A few pieces stay specific to Neotoma's own issues today. The PII redaction guard is currently tied to the submit_issue path, not the generic submit_entity path. The GitHub mirroring is issues-specific. Both are operational-layer additions a third-party operator would wire themselves. The substrate handles the parts that have to be uniform — provenance enforcement, atomic relationship creation, guest access scoped to the thread, event emission on every write. The parts that depend on what the report is about are where the operator earns their keep.
The issues subsystem is the first complete consumer of a more general pattern. The same shape applies to any structured signal an agent might want to send back to the system it's running against.
Why human review stays
Two things tempt me to wire auto_fix: true and ship everything the daemon produces.
The first is convenience. A green pipeline that closes issues while I sleep is satisfying. The second is the fact that for a meaningful fraction of issues, the agentic plan and the diff are correct. I've watched enough of them now to know the failure mode isn't usually "wrong fix." It's usually "fix for the wrong scope," which a code review catches in thirty seconds.
I'm leaving human review in because agents are occasionally confidently wrong about decisions with downstream consequences they can't see. A schema migration that satisfies the failing test but breaks an unrelated integration. A redaction tweak that fixes the immediate leak but loosens a related guard. A dependency bump that resolves the build error and silently changes the default behavior of a query.
Enhancement requests sharpen this further. A bug has a ground truth — either the field is dropped or it isn't. An enhancement is a design claim that carries assumptions about usage patterns, architectural constraints, and tradeoffs the reporting agent can't fully see. The signal is valuable; it surfaces real friction, not imagined friction. But the decision about what to do with it belongs to a human who can see the full picture.
The decisions that need a human are the ones where the cost of being wrong is high and the cost of being slow is low. Those are the merges — not the plans, the patches, the tests, or the PR descriptions. Agents handle everything else. Agents propose; humans decide.
The agentic loop, end to end
Read alongside the customer research post, the shape is now legible. The front half: the user's agent evaluates Neotoma against their real workflow and installs it if the fit is there. The back half: the agent files bugs, performance observations, and enhancement requests as it encounters them, and the maintainer side resolves them — often before the user remembers any of it was filed.
Both halves operate on agents talking to agents through one structured surface. The friction that historically killed both the acquisition loop and the feedback loop is gone because each translation step has been absorbed into a tool call. Neither half would be possible without the substrate underneath: agent-led evaluation needs structured state about the user's workflow, and the issues subsystem needs event signaling plus guest access across trust boundaries. Both depend on the same primitives.
What I'm not building
The temptation in the issues subsystem is to drift toward orchestration: a prioritization model, automatic SLA tracking, a "smart" router that decides which daemon handles which issue type. Each sounds reasonable in isolation. None of them belong in the substrate. The triage daemon prioritizes. The maintainer's agents track their own response times. Routing is a subscription filter.

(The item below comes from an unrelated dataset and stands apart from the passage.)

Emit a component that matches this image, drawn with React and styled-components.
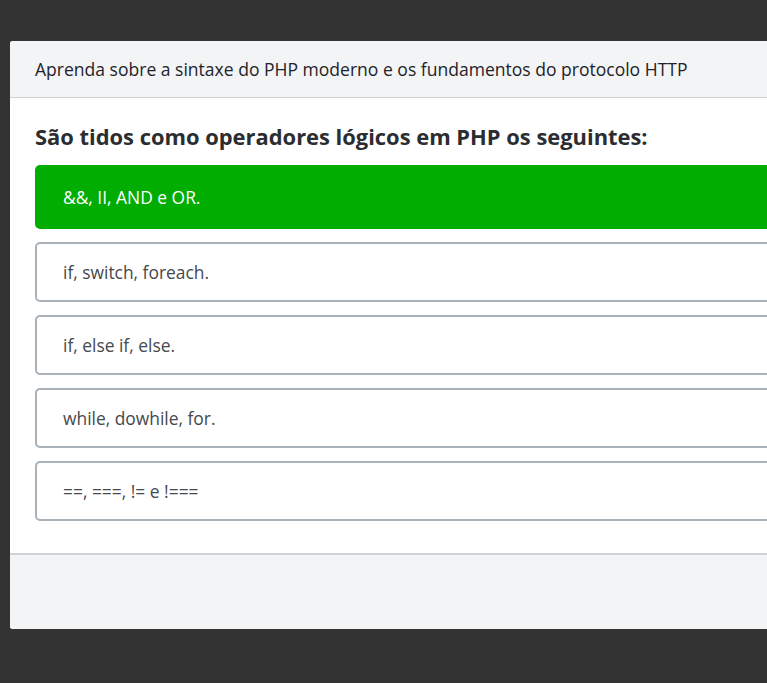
import styled, { createGlobalStyle } from "styled-components";

const GlobalStyle = createGlobalStyle`
  html, body {
    margin: 0;
    padding: 0;
    background: #333333;
    overflow: hidden;
  }
  body {
    font-family: "Open Sans", "Noto Sans", sans-serif;
  }
`;

const Page = styled.div`
  width: 767px;
  height: 683px;
  padding: 41px 0 0 10px;
  box-sizing: border-box;
  overflow: hidden;
`;

const Modal = styled.div`
  width: 900px;
  background: #ffffff;
  border-radius: 3px;
  overflow: hidden;
`;

const Header = styled.div`
  height: 56px;
  display: flex;
  align-items: center;
  padding: 0 25px;
  background: #f3f4f6;
  border-bottom: 1px solid #cfd3d8;
  font-size: 17.55px;
  color: #1f2329;
`;

const Body = styled.div`
  padding: 24px 0 32px 25px;
  display: flex;
  flex-direction: column;
  gap: 13px;
`;

const Question = styled.h2`
  margin: 0;
  font-size: 21.9px;
  line-height: 30px;
  font-weight: 700;
  color: #2b2d31;
`;

const Options = styled.div`
  display: flex;
  flex-direction: column;
  gap: 13px;
`;

const Option = styled.div`
  box-sizing: border-box;
  height: ${(p) => (p.$correct ? "64px" : "60px")};
  display: flex;
  align-items: center;
  padding: 0 26px;
  border-radius: 5px;
  border: 2px solid ${(p) => (p.$correct ? "#00ad00" : "#a9b1b9")};
  background: ${(p) => (p.$correct ? "#00ad00" : "#ffffff")};
  color: ${(p) => (p.$correct ? "#ffffff" : "#45484d")};
  font-size: 17.4px;
`;

const Footer = styled.div`
  height: 74px;
  background: #f3f4f6;
  border-top: 2px solid #cfd2d6;
`;

const options = [
  { text: "&&, II, AND e OR.", correct: true },
  { text: "if, switch, foreach." },
  { text: "if, else if, else." },
  { text: "while, dowhile, for." },
  { text: "==, ===, != e !===" },
];

export default function App() {
  return (
    <>
      <GlobalStyle />
      <Page>
        <Modal>
          <Header>
            Aprenda sobre a sintaxe do PHP moderno e os fundamentos do protocolo HTTP
          </Header>
          <Body>
            <Question>São tidos como operadores lógicos em PHP os seguintes:</Question>
            <Options>
              {options.map((o) => (
                <Option key={o.text} $correct={o.correct}>
                  {o.text}
                </Option>
              ))}
            </Options>
          </Body>
          <Footer />
        </Modal>
      </Page>
    </>
  );
}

The same applies to retry semantics. If a webhook delivery fails, the substrate logs the failure and moves on. It does not escalate to a backup channel, does not buffer for replay, does not flip a consumer into a degraded state. Message brokers do all of that and they're good at it; the substrate is not a message broker. Consumers that want guaranteed delivery wrap the signal in their own infrastructure.
The constraint is the feature. A state layer that signals issues but does not decide which issues matter is a state layer any consumer can trust to behave predictably.
What I want feedback on
The issues subsystem is live. If you have Neotoma installed and your agent hits something rough — a bug, a performance gap, a missing capability it wishes existed — you no longer need to ask it to file an issue. To pick this up on an existing install, upgrade with npm install -g neotoma@latest. There's no per-user consent toggle to configure; the consent is the install. If this is a fresh install, neotoma reporter setup walks through the one-time reporter-side configuration so the first issue your agent files has somewhere to land.
If you don't have Neotoma installed yet, ask your agent to run the evaluation page. If it concludes Neotoma fits, it can install and activate without you reading a configuration doc. If it concludes Neotoma doesn't fit, that's a valid outcome too, and a more honest one than most landing pages produce.
If you're building a product whose users run agents, the model is portable. The interesting work isn't on either side of the wire; it's the wire itself.